## PROBLEM DETAILS:
Transcribe every line exactly and omit anything that is a picture.

**********

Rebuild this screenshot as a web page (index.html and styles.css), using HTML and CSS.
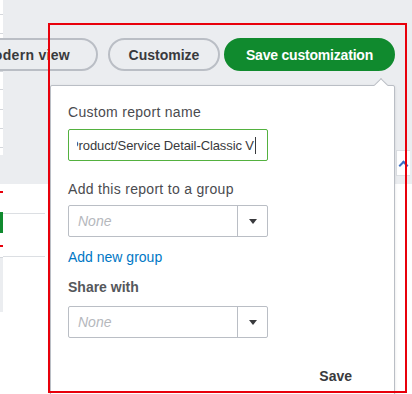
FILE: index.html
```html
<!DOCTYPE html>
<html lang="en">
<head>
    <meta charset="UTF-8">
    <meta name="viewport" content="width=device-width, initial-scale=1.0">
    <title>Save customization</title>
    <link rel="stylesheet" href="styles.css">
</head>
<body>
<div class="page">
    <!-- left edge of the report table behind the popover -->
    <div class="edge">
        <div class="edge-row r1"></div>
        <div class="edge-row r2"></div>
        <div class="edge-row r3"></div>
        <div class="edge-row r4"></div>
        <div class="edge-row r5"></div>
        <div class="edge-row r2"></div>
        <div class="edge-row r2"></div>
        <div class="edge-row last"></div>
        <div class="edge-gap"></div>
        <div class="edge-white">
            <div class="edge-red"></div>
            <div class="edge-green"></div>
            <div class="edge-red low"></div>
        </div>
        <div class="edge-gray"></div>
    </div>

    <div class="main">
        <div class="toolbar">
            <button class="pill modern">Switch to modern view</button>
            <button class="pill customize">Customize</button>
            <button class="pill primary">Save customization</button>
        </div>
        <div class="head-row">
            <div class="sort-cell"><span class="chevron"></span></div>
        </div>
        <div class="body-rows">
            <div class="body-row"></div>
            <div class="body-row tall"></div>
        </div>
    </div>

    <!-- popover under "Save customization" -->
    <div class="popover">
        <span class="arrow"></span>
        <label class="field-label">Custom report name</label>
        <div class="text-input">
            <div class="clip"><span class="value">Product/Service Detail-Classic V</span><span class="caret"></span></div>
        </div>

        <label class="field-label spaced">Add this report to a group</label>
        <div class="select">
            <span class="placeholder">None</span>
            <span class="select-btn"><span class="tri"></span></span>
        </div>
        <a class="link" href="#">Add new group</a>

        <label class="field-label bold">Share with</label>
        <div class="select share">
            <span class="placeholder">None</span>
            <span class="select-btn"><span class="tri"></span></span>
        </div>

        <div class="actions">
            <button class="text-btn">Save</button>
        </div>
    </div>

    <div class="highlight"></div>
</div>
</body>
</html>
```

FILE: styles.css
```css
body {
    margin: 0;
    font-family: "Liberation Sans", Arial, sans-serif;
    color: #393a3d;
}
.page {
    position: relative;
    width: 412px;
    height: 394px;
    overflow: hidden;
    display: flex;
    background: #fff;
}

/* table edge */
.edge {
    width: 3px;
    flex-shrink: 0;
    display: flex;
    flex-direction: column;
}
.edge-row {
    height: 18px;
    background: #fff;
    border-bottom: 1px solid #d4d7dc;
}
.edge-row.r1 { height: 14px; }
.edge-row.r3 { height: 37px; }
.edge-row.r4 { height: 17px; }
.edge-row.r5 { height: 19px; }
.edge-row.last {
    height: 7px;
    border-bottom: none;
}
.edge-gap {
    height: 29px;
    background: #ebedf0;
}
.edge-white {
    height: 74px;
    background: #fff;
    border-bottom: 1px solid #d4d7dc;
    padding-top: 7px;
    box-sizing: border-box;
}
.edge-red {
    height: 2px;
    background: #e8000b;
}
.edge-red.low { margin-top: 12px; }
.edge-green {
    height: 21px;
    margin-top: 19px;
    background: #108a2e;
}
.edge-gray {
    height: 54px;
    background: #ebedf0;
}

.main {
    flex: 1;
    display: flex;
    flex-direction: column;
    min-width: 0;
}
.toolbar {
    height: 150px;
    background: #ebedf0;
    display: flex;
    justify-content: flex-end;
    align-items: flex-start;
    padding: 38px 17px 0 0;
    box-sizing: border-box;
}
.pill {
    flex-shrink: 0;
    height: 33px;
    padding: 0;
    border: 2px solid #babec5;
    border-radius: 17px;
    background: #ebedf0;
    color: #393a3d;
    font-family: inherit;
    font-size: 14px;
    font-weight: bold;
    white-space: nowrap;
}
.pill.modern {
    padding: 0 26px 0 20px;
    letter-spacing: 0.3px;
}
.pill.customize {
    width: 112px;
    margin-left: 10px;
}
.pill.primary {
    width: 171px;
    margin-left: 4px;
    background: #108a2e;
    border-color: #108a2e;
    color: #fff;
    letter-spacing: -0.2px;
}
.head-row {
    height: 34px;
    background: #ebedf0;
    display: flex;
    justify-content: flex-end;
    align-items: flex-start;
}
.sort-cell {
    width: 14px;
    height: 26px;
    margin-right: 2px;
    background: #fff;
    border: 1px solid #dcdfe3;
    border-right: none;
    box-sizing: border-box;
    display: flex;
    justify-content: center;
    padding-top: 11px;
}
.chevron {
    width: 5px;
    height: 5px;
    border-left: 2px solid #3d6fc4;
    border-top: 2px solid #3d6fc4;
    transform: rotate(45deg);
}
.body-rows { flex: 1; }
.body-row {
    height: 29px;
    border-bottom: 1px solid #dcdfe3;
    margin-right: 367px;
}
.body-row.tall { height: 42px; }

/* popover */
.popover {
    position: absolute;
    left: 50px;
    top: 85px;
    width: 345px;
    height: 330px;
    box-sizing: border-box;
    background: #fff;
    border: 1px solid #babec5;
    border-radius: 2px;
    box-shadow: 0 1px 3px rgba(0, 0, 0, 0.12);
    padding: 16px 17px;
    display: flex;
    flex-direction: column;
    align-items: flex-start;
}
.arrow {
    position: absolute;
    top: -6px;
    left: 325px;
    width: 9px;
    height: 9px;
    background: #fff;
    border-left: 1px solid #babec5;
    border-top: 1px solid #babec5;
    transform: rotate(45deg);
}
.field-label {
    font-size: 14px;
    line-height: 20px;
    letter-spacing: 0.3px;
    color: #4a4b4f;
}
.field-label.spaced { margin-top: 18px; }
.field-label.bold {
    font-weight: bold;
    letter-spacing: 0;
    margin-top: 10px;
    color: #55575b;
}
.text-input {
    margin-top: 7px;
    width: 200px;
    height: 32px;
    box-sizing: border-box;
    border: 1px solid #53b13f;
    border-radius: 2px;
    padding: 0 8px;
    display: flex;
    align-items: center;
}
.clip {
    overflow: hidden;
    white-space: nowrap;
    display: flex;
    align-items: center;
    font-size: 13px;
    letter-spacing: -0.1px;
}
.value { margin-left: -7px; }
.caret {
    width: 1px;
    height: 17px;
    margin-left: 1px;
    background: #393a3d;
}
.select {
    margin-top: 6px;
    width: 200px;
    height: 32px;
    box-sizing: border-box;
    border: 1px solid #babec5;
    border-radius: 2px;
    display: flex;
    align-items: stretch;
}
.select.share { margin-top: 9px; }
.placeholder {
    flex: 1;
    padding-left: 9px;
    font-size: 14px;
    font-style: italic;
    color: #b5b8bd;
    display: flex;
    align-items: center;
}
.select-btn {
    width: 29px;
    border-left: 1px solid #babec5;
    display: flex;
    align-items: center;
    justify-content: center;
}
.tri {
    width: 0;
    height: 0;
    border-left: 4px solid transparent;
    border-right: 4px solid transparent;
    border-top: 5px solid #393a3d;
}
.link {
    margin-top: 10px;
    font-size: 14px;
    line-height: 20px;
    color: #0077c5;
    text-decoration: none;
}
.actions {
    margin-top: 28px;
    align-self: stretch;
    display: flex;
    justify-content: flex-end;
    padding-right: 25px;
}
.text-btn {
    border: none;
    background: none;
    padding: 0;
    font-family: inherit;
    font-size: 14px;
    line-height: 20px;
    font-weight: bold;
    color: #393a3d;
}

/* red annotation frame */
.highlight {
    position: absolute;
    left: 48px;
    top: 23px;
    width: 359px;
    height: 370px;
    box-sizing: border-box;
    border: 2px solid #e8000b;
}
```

**********

## RESULT:
Rebuild this screenshot as a web page (index.html and styles.css), using HTML and CSS.
FILE: index.html
```html
<!DOCTYPE html>
<html lang="en">
<head>
    <meta charset="UTF-8">
    <meta name="viewport" content="width=device-width, initial-scale=1.0">
    <title>Save customization</title>
    <link rel="stylesheet" href="styles.css">
</head>
<body>
<div class="page">
    <!-- left edge of the report table behind the popover -->
    <div class="edge">
        <div class="edge-row r1"></div>
        <div class="edge-row r2"></div>
        <div class="edge-row r3"></div>
        <div class="edge-row r4"></div>
        <div class="edge-row r5"></div>
        <div class="edge-row r2"></div>
        <div class="edge-row r2"></div>
        <div class="edge-row last"></div>
        <div class="edge-gap"></div>
        <div class="edge-white">
            <div class="edge-red"></div>
            <div class="edge-green"></div>
            <div class="edge-red low"></div>
        </div>
        <div class="edge-gray"></div>
    </div>

    <div class="main">
        <div class="toolbar">
            <button class="pill modern">Switch to modern view</button>
            <button class="pill customize">Customize</button>
            <button class="pill primary">Save customization</button>
        </div>
        <div class="head-row">
            <div class="sort-cell"><span class="chevron"></span></div>
        </div>
        <div class="body-rows">
            <div class="body-row"></div>
            <div class="body-row tall"></div>
        </div>
    </div>

    <!-- popover under "Save customization" -->
    <div class="popover">
        <span class="arrow"></span>
        <label class="field-label">Custom report name</label>
        <div class="text-input">
            <div class="clip"><span class="value">Product/Service Detail-Classic V</span><span class="caret"></span></div>
        </div>

        <label class="field-label spaced">Add this report to a group</label>
        <div class="select">
            <span class="placeholder">None</span>
            <span class="select-btn"><span class="tri"></span></span>
        </div>
        <a class="link" href="#">Add new group</a>

        <label class="field-label bold">Share with</label>
        <div class="select share">
            <span class="placeholder">None</span>
            <span class="select-btn"><span class="tri"></span></span>
        </div>

        <div class="actions">
            <button class="text-btn">Save</button>
        </div>
    </div>

    <div class="highlight"></div>
</div>
</body>
</html>
```

FILE: styles.css
```css
body {
    margin: 0;
    font-family: "Liberation Sans", Arial, sans-serif;
    color: #393a3d;
}
.page {
    position: relative;
    width: 412px;
    height: 394px;
    overflow: hidden;
    display: flex;
    background: #fff;
}

/* table edge */
.edge {
    width: 3px;
    flex-shrink: 0;
    display: flex;
    flex-direction: column;
}
.edge-row {
    height: 18px;
    background: #fff;
    border-bottom: 1px solid #d4d7dc;
}
.edge-row.r1 { height: 14px; }
.edge-row.r3 { height: 37px; }
.edge-row.r4 { height: 17px; }
.edge-row.r5 { height: 19px; }
.edge-row.last {
    height: 7px;
    border-bottom: none;
}
.edge-gap {
    height: 29px;
    background: #ebedf0;
}
.edge-white {
    height: 74px;
    background: #fff;
    border-bottom: 1px solid #d4d7dc;
    padding-top: 7px;
    box-sizing: border-box;
}
.edge-red {
    height: 2px;
    background: #e8000b;
}
.edge-red.low { margin-top: 12px; }
.edge-green {
    height: 21px;
    margin-top: 19px;
    background: #108a2e;
}
.edge-gray {
    height: 54px;
    background: #ebedf0;
}

.main {
    flex: 1;
    display: flex;
    flex-direction: column;
    min-width: 0;
}
.toolbar {
    height: 150px;
    background: #ebedf0;
    display: flex;
    justify-content: flex-end;
    align-items: flex-start;
    padding: 38px 17px 0 0;
    box-sizing: border-box;
}
.pill {
    flex-shrink: 0;
    height: 33px;
    padding: 0;
    border: 2px solid #babec5;
    border-radius: 17px;
    background: #ebedf0;
    color: #393a3d;
    font-family: inherit;
    font-size: 14px;
    font-weight: bold;
    white-space: nowrap;
}
.pill.modern {
    padding: 0 26px 0 20px;
    letter-spacing: 0.3px;
}
.pill.customize {
    width: 112px;
    margin-left: 10px;
}
.pill.primary {
    width: 171px;
    margin-left: 4px;
    background: #108a2e;
    border-color: #108a2e;
    color: #fff;
    letter-spacing: -0.2px;
}
.head-row {
    height: 34px;
    background: #ebedf0;
    display: flex;
    justify-content: flex-end;
    align-items: flex-start;
}
.sort-cell {
    width: 14px;
    height: 26px;
    margin-right: 2px;
    background: #fff;
    border: 1px solid #dcdfe3;
    border-right: none;
    box-sizing: border-box;
    display: flex;
    justify-content: center;
    padding-top: 11px;
}
.chevron {
    width: 5px;
    height: 5px;
    border-left: 2px solid #3d6fc4;
    border-top: 2px solid #3d6fc4;
    transform: rotate(45deg);
}
.body-rows { flex: 1; }
.body-row {
    height: 29px;
    border-bottom: 1px solid #dcdfe3;
    margin-right: 367px;
}
.body-row.tall { height: 42px; }

/* popover */
.popover {
    position: absolute;
    left: 50px;
    top: 85px;
    width: 345px;
    height: 330px;
    box-sizing: border-box;
    background: #fff;
    border: 1px solid #babec5;
    border-radius: 2px;
    box-shadow: 0 1px 3px rgba(0, 0, 0, 0.12);
    padding: 16px 17px;
    display: flex;
    flex-direction: column;
    align-items: flex-start;
}
.arrow {
    position: absolute;
    top: -6px;
    left: 325px;
    width: 9px;
    height: 9px;
    background: #fff;
    border-left: 1px solid #babec5;
    border-top: 1px solid #babec5;
    transform: rotate(45deg);
}
.field-label {
    font-size: 14px;
    line-height: 20px;
    letter-spacing: 0.3px;
    color: #4a4b4f;
}
.field-label.spaced { margin-top: 18px; }
.field-label.bold {
    font-weight: bold;
    letter-spacing: 0;
    margin-top: 10px;
    color: #55575b;
}
.text-input {
    margin-top: 7px;
    width: 200px;
    height: 32px;
    box-sizing: border-box;
    border: 1px solid #53b13f;
    border-radius: 2px;
    padding: 0 8px;
    display: flex;
    align-items: center;
}
.clip {
    overflow: hidden;
    white-space: nowrap;
    display: flex;
    align-items: center;
    font-size: 13px;
    letter-spacing: -0.1px;
}
.value { margin-left: -7px; }
.caret {
    width: 1px;
    height: 17px;
    margin-left: 1px;
    background: #393a3d;
}
.select {
    margin-top: 6px;
    width: 200px;
    height: 32px;
    box-sizing: border-box;
    border: 1px solid #babec5;
    border-radius: 2px;
    display: flex;
    align-items: stretch;
}
.select.share { margin-top: 9px; }
.placeholder {
    flex: 1;
    padding-left: 9px;
    font-size: 14px;
    font-style: italic;
    color: #b5b8bd;
    display: flex;
    align-items: center;
}
.select-btn {
    width: 29px;
    border-left: 1px solid #babec5;
    display: flex;
    align-items: center;
    justify-content: center;
}
.tri {
    width: 0;
    height: 0;
    border-left: 4px solid transparent;
    border-right: 4px solid transparent;
    border-top: 5px solid #393a3d;
}
.link {
    margin-top: 10px;
    font-size: 14px;
    line-height: 20px;
    color: #0077c5;
    text-decoration: none;
}
.actions {
    margin-top: 28px;
    align-self: stretch;
    display: flex;
    justify-content: flex-end;
    padding-right: 25px;
}
.text-btn {
    border: none;
    background: none;
    padding: 0;
    font-family: inherit;
    font-size: 14px;
    line-height: 20px;
    font-weight: bold;
    color: #393a3d;
}

/* red annotation frame */
.highlight {
    position: absolute;
    left: 48px;
    top: 23px;
    width: 359px;
    height: 370px;
    box-sizing: border-box;
    border: 2px solid #e8000b;
}
```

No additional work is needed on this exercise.